Variante Delta, Andrea Crisanti oltre il catastrofismo: lockdown? "Avremmo già dovuto farlo", ci vuole richiudere in casa
Andrea Crisanti, microbiologo dell’Università di Padova e virologo in prima linea durante l’emergenza coronavirus, è preoccupato dell'avanzamento della variante Delta in Italia. "Per bloccare la circolazione della nuova mutazione del Sars-Cov-2, in grado di causare una malattia seria anche in chi ha già ricevuto una prima dose di vaccino bisogna passare dal paradigma del contact tracing, che non funziona, a quello del network testing". E sulle possibili zone rosse da creare nelle aree in cui ci sono più riscontri di variante Delta, spiega che "è velleitario. Bisognava muoversi prima". Insomma, oltre il catastrofismo. Ancora una volta. Dopo che il Cts, alla vigilia, ha spiegato di "ragionare su nuove zone rosse", ecco che Crisanti spiega che, a suo giudizio, avremmo già dovuto muoverci con dei lockdown.
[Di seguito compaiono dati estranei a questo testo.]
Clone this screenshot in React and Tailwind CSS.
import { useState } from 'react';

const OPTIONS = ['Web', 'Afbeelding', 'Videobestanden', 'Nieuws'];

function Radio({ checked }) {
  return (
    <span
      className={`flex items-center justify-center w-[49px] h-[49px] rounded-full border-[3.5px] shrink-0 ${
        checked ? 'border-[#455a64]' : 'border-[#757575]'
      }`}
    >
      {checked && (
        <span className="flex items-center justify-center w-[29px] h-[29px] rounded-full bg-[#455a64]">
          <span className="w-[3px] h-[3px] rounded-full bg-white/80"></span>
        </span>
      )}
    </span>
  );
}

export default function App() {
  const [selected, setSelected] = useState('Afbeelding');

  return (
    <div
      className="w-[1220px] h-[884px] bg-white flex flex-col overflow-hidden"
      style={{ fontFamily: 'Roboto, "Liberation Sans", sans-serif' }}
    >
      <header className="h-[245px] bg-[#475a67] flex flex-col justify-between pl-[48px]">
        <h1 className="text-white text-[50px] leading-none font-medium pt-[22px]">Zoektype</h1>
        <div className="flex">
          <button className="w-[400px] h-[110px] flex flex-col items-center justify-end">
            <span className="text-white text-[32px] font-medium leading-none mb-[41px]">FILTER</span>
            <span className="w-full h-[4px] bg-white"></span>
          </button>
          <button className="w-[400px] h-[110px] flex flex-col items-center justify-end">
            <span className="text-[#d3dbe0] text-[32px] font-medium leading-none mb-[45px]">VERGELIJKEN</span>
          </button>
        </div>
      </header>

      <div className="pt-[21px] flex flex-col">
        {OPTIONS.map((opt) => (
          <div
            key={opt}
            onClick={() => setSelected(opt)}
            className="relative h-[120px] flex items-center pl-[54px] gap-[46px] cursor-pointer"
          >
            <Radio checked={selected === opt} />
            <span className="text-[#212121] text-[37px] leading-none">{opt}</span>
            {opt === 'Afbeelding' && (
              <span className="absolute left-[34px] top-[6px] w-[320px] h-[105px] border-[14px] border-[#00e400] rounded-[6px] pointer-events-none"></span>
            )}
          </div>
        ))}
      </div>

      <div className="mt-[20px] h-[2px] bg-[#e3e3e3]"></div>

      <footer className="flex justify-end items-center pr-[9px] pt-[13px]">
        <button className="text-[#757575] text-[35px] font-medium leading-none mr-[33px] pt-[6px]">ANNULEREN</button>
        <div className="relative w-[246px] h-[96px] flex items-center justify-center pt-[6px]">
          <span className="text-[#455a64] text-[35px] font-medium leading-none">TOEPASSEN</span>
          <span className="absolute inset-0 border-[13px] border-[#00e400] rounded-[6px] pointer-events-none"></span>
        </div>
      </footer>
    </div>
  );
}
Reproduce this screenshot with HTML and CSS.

"Le autorità inglesi sono molto preoccupate, e stanno cercando in tutti i modi di bloccarla, speriamo che ci riescano. Sicuramente esiste un allarme. La Delta è una variante che ha una trasmissibilità elevatissima, e questo ha un impatto anche sulla soglia dell’immunità di gregge. Inoltre, sembra che le persone che hanno ricevuto una sola dose possano ammalarsi e trasmettere il virus. La mutazione è in grado di causare una malattia seria. È stata evidenziata una sotto-variante della mutazione indiana, di cui si stanno studiando le caratteristiche. Purtroppo il virus è in costante evoluzione, ma lo è sempre stato", spiega il professore.
"La nostra capacità di uscire da questa emergenza deriva da due fattori: dalla durata della vaccinazione e dalla possibilità che non emergano varianti che sono in grado di contagiare e far ammalare gravemente persone vaccinate. Se il virus muta continuamente, esiste la probabilità teorica e non uguale a zero, che emergano varianti progressivamente sono più trasmissibili e contemporaneamente sono più resistenti al vaccino. Sfortunatamente il rischio non è uguale a zero. Il problema è che come tracciamo in Italia non va bene. Serve fare un lavoro completamente diverso, come dimostrato nello studio sulla popolazione di Vo’ Euganeo: bisogna passare dal paradigma classico del “contact tracing”, che non funziona, all’approccio funzionante del “network testing”, che va a testare tutte le persone potenzialmente entrate in contatto con la persona positiva, indipendentemente da quello che la persona dichiara", rivela in una intervista al Corriere della Sera.